THURSDAY 30 AUGUST – Today we dock in the Western fjordlands at the tiny port of Isafjordur. We walk to the tourist office and are happy to join a local mini bus 2-hour tour advertised at £15. We head out of town through an unusual tunnel, it has a cross roads, becomes one way, contains a waterfall that supplies the town with water and a cut out that is used for musical shows. Our driver talks about life in the area pointing out the lack of trees and how low they are. He tells an Icelandic joke. What do you do if you get lost in an Icelandic forest? The answer is you stand up. The tunnel emerges by the next fjord but we continue beyond enjoying the scenery, narrow waterfalls from the mountains and inlets. At Skruour there is a garden that was started in by a priest in 1905 to show school children just what could be grown here. It remains today and is a really pretty spot. Returning to the middle fjord we detour to the fishing village of Flateyri with some nice wooden houses. Whilst it is great to get out and see a bit of the landscape there is very little of major interest to see and even the fjords are barren and stark compared to what we have seen in Norway. Isafjordur’s claim to fame is the European mud soccer held here each August on seriously muddy pitches giving the players and onlookers a good laugh. After the tour we walk around the small streets and notice dozens of bikes, all unlocked, outside the school. Steve’s feet etc are still swollen so he spends the afternoon in bed. Before the meal I clean and flush his Hickman line and seem to remember all the procedure. I’m concerned about the swellings so text Claire who in turns gets in touch with the hospital about Steve’s problem and they suggest we visit the ships Doc. The nurse tells us it is £40 for a consultation but she recommends Steve puts his feet up high overnight and returns tomorrow if need be. To speed the evening meal we do the buffet meal which is Indonesian style. The show is comedian Barnaby who prides himself on no swearing or blue jokes, he’s not bad but has to work hard with the audience. For the quiz we are at a table with a couple and a ships officer. We get chatting and find the officer comes from Dawley and is the ship’s Doctor Nigel. I joke that we nearly came to see him early and he asks about the problem then has Steve’s feet up on the table for a free consultation. He thinks it is an effect of the Amlodopine tablets and that rest and elevation will solve it.
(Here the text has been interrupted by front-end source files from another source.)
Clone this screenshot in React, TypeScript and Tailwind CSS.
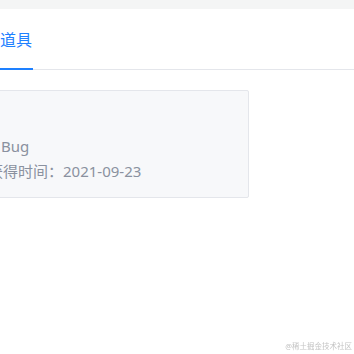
import React from 'react';

const font = { fontFamily: '"Noto Sans", "Noto Sans CJK SC", sans-serif' };

function PropCard() {
  return (
    <div className="-ml-[60px] mt-[20px] w-[309px] h-[108px] bg-[#f7f8fa] border border-[#e4e6eb] rounded-[2px] flex">
      <div className="w-[47px] shrink-0" />
      <div className="flex flex-col justify-end pb-[13px] text-[15px] leading-[25px] text-[#8a919f]">
        <div className="pl-[13px]">Bug</div>
        <div>获得时间：2021-09-23</div>
      </div>
    </div>
  );
}

export default function App() {
  return (
    <div className="w-[354px] h-[354px] bg-white overflow-hidden relative" style={font}>
      {/* top band */}
      <div className="h-[9px] bg-[#f4f5f5]" />

      {/* tabs */}
      <div className="h-[61px] border-b border-[#e4e6eb] flex items-stretch">
        <div className="relative flex items-center pt-[2px]">
          <span className="text-[16px] text-[#1e80ff] leading-none">道具</span>
          <div className="absolute left-0 -bottom-[1px] w-[33px] h-[2px] bg-[#1e80ff]" />
        </div>
      </div>

      <PropCard />

      {/* watermark */}
      <div className="absolute right-[2px] bottom-[4px] text-[7.5px] leading-none text-[#b4b4b4] opacity-80 blur-[0.3px]">
        @稀土掘金技术社区
      </div>
    </div>
  );
}
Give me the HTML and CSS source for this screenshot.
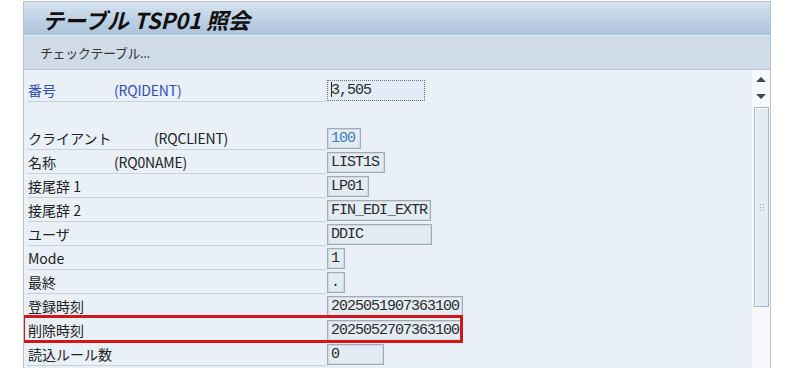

FRIDAY 31 AUGUST – Reykjavik is the only city in Iceland and we are now docked in Akyreyri the largest town. Situated at the end of a side arm from one of the longest fjords it still looks really tiny. A couple of nights ago they had their first snowfall of the season which makes the mountain tops look pretty. Steve opts out of a walk so I explore alone. There’s little to see, an old street, attractive modern church with a quirky stained glass window that came from Coventry cathedral. The botanical gardens are charming and I continue to the old town below which is reclaimed land with some interesting style modern houses. It’s all pleasant but nothing is outstanding. Steve is looking a bit better and joins me for lunch. We talk about the Fred Olsen ship and decide that for us it is lacking in the “wow” factor and a little too small in that there is no indoor pool and Jacuzzi area and only one theatre so no show alternatives. It’s a very old ship and lacks modernisation and has very old fashioned carpets etc but the vast majority of cruisers are repeat passengers so they are obviously doing something right. During our evening meal we are sailing out of the fjord and suddenly people begin to walk to the windows where we get a fine view of a whale. The people who went on the whale watching trip claim this to be a better sighting. Steve’s feet are still swollen but improve with rest.